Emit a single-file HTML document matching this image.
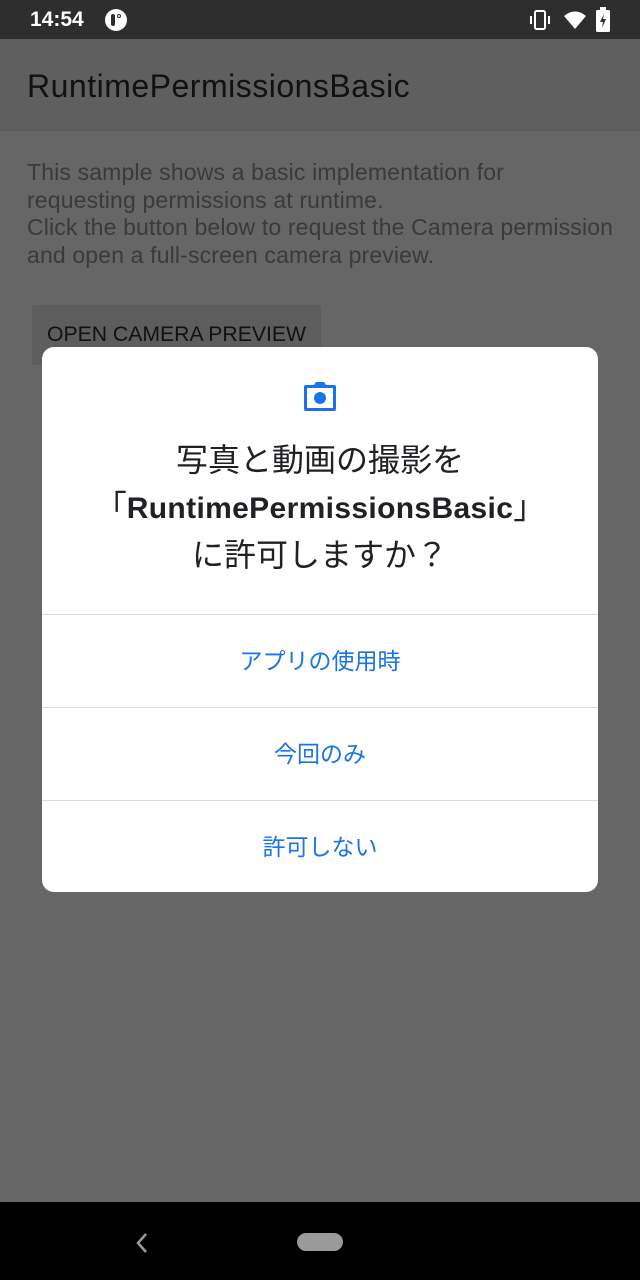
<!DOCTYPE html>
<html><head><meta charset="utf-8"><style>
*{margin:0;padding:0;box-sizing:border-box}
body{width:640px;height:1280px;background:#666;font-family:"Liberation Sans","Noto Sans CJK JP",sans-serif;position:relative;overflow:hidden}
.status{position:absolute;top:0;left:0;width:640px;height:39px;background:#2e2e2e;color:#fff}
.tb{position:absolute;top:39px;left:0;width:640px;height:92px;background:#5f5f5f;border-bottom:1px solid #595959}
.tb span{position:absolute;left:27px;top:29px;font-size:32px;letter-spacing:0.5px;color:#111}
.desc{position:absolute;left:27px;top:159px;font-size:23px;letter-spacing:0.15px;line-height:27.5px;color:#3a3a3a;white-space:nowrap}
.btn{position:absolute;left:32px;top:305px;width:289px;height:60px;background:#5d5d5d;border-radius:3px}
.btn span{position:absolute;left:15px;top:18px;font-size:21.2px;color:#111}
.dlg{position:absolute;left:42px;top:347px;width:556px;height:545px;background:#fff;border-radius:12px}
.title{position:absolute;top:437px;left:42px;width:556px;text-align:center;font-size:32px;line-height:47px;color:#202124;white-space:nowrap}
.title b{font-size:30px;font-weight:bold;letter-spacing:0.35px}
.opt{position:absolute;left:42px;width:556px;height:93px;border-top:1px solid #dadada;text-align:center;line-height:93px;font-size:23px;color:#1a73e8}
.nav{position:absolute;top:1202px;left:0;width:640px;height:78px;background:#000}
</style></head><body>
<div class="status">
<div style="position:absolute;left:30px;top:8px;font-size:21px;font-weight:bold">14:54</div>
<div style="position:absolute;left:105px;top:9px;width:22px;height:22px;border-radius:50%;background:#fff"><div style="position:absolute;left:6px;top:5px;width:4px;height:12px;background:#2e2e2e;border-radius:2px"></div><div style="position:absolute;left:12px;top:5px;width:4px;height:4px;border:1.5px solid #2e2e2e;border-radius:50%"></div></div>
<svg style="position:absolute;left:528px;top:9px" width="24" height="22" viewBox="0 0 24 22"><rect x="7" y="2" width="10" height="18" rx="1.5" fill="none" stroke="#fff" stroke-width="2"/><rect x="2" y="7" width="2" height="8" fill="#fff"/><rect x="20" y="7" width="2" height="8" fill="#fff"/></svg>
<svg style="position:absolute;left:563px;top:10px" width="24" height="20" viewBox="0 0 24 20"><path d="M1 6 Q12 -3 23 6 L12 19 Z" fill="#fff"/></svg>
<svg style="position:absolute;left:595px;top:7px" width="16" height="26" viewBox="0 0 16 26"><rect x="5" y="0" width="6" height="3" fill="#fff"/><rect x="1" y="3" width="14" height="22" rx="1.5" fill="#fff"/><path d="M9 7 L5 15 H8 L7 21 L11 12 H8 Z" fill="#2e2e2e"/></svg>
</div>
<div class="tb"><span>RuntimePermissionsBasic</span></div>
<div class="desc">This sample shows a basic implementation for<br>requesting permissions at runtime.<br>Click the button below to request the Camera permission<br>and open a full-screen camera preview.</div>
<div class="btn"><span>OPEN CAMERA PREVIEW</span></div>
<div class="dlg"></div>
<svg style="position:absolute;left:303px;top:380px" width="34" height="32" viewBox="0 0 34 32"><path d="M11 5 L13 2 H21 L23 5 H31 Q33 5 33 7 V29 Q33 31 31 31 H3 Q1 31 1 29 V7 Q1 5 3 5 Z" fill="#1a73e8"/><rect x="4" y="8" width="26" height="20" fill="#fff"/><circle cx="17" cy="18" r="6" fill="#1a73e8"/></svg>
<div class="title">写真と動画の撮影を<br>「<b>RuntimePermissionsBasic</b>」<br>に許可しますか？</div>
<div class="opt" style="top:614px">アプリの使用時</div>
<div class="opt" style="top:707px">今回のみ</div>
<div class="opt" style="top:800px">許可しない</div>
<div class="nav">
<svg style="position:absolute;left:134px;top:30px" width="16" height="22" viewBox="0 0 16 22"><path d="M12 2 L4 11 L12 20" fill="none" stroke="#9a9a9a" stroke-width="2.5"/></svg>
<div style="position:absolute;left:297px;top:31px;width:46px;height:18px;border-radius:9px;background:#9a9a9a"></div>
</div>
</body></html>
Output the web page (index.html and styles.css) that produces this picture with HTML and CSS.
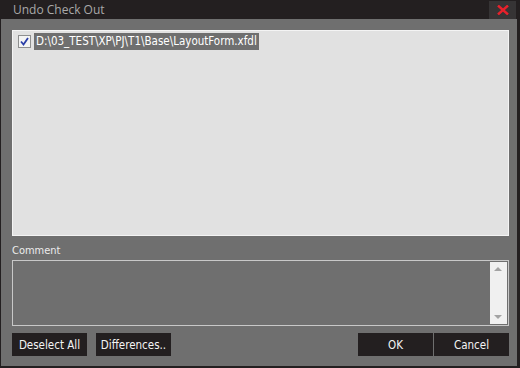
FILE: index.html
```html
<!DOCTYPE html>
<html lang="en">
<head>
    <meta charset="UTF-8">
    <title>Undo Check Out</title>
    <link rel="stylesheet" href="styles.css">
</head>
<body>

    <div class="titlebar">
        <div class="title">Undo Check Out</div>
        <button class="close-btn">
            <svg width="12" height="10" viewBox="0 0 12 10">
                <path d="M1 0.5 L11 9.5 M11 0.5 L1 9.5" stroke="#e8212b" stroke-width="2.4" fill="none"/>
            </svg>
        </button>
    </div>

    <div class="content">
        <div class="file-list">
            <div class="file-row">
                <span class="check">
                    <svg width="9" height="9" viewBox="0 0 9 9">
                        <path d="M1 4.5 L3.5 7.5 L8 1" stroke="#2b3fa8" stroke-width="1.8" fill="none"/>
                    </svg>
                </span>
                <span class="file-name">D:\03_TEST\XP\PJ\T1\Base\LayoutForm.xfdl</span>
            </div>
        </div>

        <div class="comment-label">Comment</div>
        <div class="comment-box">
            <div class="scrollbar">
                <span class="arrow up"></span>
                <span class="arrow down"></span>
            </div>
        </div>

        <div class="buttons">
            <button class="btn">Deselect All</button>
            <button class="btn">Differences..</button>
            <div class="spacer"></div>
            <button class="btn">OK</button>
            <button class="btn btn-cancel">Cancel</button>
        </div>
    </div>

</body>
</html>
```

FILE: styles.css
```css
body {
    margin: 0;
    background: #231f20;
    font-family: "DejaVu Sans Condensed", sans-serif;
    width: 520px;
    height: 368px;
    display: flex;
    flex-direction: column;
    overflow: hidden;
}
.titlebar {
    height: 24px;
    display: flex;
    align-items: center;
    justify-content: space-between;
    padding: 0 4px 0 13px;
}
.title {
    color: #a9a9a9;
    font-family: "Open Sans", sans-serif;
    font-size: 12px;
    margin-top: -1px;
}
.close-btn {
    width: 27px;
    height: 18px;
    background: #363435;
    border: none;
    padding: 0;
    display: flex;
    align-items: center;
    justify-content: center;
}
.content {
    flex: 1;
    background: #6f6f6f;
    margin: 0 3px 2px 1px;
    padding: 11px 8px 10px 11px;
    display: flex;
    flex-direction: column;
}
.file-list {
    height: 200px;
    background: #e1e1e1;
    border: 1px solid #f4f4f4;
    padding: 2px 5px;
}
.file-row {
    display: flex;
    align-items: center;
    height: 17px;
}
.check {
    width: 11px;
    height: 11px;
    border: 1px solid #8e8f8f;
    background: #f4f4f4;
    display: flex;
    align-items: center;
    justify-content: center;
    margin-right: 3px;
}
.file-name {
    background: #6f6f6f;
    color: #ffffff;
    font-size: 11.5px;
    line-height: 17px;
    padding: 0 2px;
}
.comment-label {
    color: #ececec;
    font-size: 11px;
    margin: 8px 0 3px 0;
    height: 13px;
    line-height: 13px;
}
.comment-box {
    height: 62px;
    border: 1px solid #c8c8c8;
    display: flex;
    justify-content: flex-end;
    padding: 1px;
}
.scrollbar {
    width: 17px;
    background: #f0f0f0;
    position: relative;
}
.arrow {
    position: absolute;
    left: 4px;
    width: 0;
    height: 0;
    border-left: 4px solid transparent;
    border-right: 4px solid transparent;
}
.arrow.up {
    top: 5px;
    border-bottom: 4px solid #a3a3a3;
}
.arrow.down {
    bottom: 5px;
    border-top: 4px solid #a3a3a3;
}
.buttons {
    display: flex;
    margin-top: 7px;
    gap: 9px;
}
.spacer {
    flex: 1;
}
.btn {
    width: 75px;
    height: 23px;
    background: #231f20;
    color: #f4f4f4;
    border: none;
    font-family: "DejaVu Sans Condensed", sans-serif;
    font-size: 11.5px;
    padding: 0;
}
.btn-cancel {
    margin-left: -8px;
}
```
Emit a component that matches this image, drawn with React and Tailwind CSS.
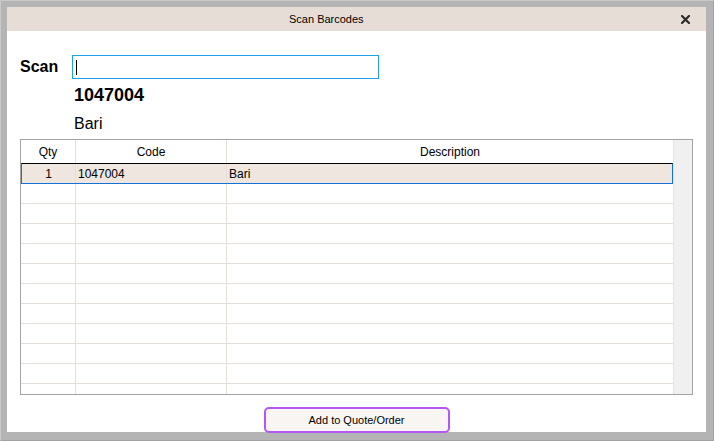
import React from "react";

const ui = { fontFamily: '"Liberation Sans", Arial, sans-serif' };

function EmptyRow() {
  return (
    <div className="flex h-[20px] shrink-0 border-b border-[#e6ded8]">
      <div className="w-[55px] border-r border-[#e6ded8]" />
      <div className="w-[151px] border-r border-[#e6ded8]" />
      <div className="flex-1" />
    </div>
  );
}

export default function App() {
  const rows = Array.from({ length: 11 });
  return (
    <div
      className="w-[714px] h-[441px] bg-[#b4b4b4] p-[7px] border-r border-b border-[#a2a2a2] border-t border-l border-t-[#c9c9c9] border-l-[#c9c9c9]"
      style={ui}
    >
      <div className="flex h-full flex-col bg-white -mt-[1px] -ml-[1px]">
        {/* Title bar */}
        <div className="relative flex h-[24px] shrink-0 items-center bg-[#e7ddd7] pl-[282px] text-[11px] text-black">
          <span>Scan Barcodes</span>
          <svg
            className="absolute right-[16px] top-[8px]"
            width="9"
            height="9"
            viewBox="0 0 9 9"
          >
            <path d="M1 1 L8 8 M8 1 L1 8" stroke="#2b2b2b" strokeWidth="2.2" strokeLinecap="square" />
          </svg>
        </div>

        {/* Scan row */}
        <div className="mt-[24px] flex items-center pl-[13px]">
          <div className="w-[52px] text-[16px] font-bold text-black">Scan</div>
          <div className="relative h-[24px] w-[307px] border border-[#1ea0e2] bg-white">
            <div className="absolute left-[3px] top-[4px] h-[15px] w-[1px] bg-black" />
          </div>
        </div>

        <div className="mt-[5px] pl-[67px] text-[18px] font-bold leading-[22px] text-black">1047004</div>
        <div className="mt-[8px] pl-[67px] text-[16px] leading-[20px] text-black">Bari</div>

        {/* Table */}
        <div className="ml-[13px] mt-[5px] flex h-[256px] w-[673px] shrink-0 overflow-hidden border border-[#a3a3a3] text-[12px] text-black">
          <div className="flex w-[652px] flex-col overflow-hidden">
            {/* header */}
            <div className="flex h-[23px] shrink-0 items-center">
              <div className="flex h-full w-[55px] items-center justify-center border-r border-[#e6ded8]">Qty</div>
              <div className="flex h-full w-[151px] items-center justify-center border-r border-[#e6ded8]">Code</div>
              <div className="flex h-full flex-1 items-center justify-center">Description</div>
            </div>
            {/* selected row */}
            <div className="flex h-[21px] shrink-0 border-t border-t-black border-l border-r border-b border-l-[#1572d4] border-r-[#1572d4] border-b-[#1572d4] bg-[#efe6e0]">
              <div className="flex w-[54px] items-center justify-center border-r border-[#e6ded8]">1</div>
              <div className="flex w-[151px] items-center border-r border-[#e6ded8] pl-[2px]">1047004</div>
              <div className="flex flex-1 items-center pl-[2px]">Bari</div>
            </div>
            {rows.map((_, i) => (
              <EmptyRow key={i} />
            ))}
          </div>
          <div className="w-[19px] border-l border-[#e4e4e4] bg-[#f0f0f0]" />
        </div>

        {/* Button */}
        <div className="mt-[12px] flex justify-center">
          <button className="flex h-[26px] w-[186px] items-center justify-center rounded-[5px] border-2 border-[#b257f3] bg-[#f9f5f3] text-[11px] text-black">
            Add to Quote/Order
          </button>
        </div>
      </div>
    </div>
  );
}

■ Exercise goal:
Go through the listing above and return every line where the word "that" occurs.

■ The result:
Output the web page (index.html and styles.css) that produces this picture with HTML and CSS.
Emit a component that matches this image, drawn with React and Tailwind CSS.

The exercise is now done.